Following the conference, Cyr, who is recorded as having always thought the choice more orange than yellow, became widely regarded as the "Father of the Yellow School Bus."

Cyr continued to be interested in school buses. In 1942, he chaired a federal conference that set school transportation policy during wartime.

In April 1989, he was honored at a luncheon at Teachers College marking the 50th anniversary of the original conference. The luncheon was held in the Grace Dodge Room at the College, where the original conference had been held.

At the luncheon, Cyr recalled that strips of different colors were hung from the wall and the participants in the 1939 conference talked until they narrowed the color down to three slightly different shades of yellow.

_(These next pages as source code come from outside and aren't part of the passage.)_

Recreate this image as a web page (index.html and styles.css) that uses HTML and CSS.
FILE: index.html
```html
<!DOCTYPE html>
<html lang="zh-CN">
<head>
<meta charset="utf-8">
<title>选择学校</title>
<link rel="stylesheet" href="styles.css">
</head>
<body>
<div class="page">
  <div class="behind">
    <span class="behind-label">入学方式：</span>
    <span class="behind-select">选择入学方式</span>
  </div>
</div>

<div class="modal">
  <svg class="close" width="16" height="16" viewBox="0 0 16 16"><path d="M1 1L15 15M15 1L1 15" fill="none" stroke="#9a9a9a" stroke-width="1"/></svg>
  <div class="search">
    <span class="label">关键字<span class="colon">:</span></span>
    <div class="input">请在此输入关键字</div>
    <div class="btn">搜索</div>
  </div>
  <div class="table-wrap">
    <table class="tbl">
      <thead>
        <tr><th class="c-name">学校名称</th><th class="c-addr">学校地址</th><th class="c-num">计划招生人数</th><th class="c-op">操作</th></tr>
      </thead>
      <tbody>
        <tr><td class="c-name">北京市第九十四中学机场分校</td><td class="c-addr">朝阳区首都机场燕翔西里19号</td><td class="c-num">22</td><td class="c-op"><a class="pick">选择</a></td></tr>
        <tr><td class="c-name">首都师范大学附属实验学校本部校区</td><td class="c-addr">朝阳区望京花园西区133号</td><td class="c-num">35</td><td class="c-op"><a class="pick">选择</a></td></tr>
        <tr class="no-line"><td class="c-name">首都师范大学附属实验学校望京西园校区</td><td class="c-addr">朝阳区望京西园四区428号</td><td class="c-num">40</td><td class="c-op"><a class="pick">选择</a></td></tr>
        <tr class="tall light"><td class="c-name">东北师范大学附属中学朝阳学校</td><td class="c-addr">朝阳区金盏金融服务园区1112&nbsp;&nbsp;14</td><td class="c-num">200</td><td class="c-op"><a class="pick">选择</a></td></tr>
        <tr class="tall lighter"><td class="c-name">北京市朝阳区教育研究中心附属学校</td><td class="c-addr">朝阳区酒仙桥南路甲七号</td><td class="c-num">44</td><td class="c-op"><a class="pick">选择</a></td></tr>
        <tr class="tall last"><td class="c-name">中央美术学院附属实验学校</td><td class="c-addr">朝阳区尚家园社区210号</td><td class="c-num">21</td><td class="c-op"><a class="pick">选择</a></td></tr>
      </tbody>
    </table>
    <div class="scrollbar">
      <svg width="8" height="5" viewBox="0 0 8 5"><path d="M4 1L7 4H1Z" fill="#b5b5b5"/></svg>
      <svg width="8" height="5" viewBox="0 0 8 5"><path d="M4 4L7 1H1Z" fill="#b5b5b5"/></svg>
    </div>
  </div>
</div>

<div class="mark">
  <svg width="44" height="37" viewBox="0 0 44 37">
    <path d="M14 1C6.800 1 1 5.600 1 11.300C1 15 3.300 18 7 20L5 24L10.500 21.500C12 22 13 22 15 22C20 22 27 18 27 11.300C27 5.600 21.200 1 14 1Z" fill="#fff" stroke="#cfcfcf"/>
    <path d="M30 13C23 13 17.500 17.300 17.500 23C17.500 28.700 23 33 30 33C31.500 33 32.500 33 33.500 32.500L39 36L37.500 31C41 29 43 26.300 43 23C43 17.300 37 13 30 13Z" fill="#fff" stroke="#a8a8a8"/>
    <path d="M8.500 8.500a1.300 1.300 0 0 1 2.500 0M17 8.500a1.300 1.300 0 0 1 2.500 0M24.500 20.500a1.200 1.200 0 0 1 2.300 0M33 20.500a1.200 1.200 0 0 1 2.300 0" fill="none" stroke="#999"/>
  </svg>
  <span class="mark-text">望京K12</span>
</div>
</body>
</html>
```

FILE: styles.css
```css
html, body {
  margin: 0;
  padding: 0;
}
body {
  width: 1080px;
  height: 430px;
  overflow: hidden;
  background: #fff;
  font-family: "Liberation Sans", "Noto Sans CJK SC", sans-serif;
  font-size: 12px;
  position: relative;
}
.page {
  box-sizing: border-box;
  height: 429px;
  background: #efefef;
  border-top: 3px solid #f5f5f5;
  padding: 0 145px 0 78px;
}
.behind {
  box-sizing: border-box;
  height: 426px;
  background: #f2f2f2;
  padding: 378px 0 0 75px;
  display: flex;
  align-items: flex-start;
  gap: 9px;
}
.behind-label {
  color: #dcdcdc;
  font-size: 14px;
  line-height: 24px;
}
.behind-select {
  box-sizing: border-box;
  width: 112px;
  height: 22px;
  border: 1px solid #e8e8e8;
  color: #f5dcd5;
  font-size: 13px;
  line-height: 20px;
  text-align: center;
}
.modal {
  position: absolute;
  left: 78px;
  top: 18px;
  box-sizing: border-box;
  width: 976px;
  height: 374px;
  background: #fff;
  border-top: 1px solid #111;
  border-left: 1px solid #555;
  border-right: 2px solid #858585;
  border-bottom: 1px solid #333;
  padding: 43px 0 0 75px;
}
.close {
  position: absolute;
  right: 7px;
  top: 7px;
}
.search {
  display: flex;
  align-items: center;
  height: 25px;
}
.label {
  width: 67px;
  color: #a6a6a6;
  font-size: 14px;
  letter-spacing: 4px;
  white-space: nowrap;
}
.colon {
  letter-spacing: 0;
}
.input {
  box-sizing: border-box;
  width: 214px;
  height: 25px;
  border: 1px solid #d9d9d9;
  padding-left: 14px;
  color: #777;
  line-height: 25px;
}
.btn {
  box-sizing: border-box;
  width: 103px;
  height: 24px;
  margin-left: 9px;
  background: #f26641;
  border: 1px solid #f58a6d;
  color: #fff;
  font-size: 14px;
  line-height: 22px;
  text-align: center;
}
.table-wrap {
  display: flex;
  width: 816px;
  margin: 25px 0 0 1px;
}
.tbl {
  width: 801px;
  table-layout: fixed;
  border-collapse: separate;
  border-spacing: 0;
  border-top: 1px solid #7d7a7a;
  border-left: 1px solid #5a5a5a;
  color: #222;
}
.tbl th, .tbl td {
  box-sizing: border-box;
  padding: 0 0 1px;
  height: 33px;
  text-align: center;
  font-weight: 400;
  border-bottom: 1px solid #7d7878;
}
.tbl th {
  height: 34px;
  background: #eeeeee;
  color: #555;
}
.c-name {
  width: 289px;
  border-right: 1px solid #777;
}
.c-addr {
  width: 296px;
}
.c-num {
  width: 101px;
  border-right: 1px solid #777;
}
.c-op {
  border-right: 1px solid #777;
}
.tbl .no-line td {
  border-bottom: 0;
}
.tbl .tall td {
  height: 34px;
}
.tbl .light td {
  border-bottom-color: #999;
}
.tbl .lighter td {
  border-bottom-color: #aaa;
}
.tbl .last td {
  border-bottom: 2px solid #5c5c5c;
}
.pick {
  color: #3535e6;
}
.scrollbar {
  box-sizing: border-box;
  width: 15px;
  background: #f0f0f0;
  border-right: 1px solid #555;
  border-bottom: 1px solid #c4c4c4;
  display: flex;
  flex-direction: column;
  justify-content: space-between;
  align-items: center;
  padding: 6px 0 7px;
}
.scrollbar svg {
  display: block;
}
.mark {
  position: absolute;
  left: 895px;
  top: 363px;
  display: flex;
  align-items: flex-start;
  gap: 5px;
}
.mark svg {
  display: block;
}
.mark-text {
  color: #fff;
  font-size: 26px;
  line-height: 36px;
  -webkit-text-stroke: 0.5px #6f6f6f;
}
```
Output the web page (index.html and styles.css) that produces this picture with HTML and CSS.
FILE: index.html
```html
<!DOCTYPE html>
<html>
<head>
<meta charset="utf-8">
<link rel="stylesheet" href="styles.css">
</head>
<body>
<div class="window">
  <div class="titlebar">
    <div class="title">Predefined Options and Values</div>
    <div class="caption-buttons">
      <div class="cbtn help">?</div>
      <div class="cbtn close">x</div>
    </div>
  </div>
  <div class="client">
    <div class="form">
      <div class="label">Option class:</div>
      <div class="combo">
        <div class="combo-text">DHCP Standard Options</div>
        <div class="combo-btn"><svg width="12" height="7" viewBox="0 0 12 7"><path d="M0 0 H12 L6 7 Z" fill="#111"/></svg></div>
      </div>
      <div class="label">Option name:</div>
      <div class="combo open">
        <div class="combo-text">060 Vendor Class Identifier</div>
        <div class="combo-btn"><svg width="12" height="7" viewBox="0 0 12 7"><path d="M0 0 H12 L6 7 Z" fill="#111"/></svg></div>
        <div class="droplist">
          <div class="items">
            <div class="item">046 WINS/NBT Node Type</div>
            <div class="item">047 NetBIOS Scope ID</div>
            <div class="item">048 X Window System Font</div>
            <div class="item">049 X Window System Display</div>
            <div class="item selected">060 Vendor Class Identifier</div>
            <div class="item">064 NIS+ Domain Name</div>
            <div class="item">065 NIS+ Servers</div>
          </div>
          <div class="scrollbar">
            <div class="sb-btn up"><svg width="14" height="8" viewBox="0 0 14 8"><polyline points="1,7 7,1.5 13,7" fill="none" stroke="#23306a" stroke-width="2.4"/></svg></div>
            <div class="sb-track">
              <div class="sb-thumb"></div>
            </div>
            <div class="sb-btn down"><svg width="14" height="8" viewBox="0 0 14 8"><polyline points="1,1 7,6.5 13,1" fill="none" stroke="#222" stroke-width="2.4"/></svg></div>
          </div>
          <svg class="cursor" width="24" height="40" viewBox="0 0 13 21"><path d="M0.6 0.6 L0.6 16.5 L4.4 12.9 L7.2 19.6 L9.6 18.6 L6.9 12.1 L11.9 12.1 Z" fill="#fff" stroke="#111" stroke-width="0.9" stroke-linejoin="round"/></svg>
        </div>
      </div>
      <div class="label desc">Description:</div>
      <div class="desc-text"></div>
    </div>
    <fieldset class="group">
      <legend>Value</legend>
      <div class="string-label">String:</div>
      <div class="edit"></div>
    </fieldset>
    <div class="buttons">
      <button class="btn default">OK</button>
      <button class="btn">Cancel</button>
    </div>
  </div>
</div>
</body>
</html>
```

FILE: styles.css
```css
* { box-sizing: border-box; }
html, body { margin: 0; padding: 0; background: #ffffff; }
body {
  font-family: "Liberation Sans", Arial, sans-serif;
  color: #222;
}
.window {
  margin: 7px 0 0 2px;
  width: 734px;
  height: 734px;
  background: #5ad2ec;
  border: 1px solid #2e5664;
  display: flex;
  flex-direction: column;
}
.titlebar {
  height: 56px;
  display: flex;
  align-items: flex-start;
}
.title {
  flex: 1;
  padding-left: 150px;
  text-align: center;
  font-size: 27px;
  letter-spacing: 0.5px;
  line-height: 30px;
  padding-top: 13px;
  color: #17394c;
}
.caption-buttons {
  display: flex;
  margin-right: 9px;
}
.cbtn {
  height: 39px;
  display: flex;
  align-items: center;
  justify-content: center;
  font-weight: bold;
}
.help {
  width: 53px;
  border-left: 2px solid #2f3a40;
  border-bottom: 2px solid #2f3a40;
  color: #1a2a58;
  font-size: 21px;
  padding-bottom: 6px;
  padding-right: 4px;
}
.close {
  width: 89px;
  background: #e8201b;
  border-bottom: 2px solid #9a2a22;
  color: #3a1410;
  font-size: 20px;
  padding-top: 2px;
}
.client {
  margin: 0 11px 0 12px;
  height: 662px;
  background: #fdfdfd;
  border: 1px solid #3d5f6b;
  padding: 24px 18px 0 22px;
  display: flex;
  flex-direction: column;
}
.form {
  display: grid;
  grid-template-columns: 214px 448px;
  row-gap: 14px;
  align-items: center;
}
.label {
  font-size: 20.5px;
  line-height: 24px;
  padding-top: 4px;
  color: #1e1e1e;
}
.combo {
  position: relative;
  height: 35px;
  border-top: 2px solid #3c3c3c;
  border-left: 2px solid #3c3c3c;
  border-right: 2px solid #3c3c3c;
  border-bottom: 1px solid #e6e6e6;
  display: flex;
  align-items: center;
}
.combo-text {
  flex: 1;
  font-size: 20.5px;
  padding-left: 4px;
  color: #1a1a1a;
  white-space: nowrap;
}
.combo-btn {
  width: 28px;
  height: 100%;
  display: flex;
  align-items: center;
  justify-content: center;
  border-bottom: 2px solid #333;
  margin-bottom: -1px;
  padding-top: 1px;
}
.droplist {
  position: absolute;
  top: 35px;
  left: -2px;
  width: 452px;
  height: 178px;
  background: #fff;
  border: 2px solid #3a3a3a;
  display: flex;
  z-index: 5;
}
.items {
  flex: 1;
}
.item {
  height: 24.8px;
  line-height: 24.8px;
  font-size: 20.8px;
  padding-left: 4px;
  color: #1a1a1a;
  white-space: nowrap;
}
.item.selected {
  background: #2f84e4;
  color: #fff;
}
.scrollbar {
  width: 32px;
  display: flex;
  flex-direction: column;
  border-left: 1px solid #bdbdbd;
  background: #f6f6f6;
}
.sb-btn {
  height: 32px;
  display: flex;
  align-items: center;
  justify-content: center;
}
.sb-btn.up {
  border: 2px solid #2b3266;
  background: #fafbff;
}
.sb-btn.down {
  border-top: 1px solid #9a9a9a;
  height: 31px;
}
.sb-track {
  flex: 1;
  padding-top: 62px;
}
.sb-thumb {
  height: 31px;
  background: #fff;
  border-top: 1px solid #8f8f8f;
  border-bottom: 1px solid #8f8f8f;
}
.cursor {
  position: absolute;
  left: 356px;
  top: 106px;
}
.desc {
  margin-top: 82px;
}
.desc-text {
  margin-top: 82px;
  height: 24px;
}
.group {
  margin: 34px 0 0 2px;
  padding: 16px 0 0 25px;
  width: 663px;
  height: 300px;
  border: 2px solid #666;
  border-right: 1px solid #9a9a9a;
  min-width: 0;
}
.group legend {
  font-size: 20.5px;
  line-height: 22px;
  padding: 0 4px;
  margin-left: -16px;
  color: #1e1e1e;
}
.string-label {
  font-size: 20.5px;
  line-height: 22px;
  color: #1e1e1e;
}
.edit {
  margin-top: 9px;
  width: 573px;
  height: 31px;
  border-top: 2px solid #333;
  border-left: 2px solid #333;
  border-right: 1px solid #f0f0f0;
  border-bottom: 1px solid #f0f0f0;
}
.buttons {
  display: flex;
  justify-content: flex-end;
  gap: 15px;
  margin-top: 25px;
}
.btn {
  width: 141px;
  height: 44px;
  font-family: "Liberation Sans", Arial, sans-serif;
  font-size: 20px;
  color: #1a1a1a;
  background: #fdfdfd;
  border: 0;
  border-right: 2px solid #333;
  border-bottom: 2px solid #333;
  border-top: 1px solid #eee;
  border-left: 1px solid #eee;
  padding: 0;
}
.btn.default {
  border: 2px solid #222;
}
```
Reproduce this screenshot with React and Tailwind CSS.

The variation in shades was allowed, Cyr explained, because the color of the paint could not always be mixed exactly.

Cyr also said that he and the other attendees at the conference always used safety as the first criterion for the school-bus standards. "The most often asked question was 'Will this standard improve safety?'" he recalled at the 1989 luncheon.

==Rural education specialist, author==

In 1940, Cyr served as president of the Rural Department of the National Education Association and authored A Policy for Rural Education in the United States, published that year as the Rural Department's yearbook. Cyr was also the author of The Small School in Wartime (1942) and Rural Education in the United States (1943), which was translated into both Spanish and Portuguese. He was the coauthor of The Small High School at Work (1936), An Introduction to Modern Education (1936) and Planning the Rural School Building (1949).

==Legacy==
Frank W. Cyr died at the age of 95 in Stamford, New York, in 1995.

Dr. Cyr had become a Professor Emeritus of Rural Education at Columbia University Teachers College in New York.

As of September 1995, a television station in Stamford, New York, broadcast advanced placement classes to the rural schools of the area. That station was located in the Frank W. Cyr Educational Center of the Board of Cooperative Educational Services.

He is survived by his son William, 3 grandchildren and 6 great-grandchildren.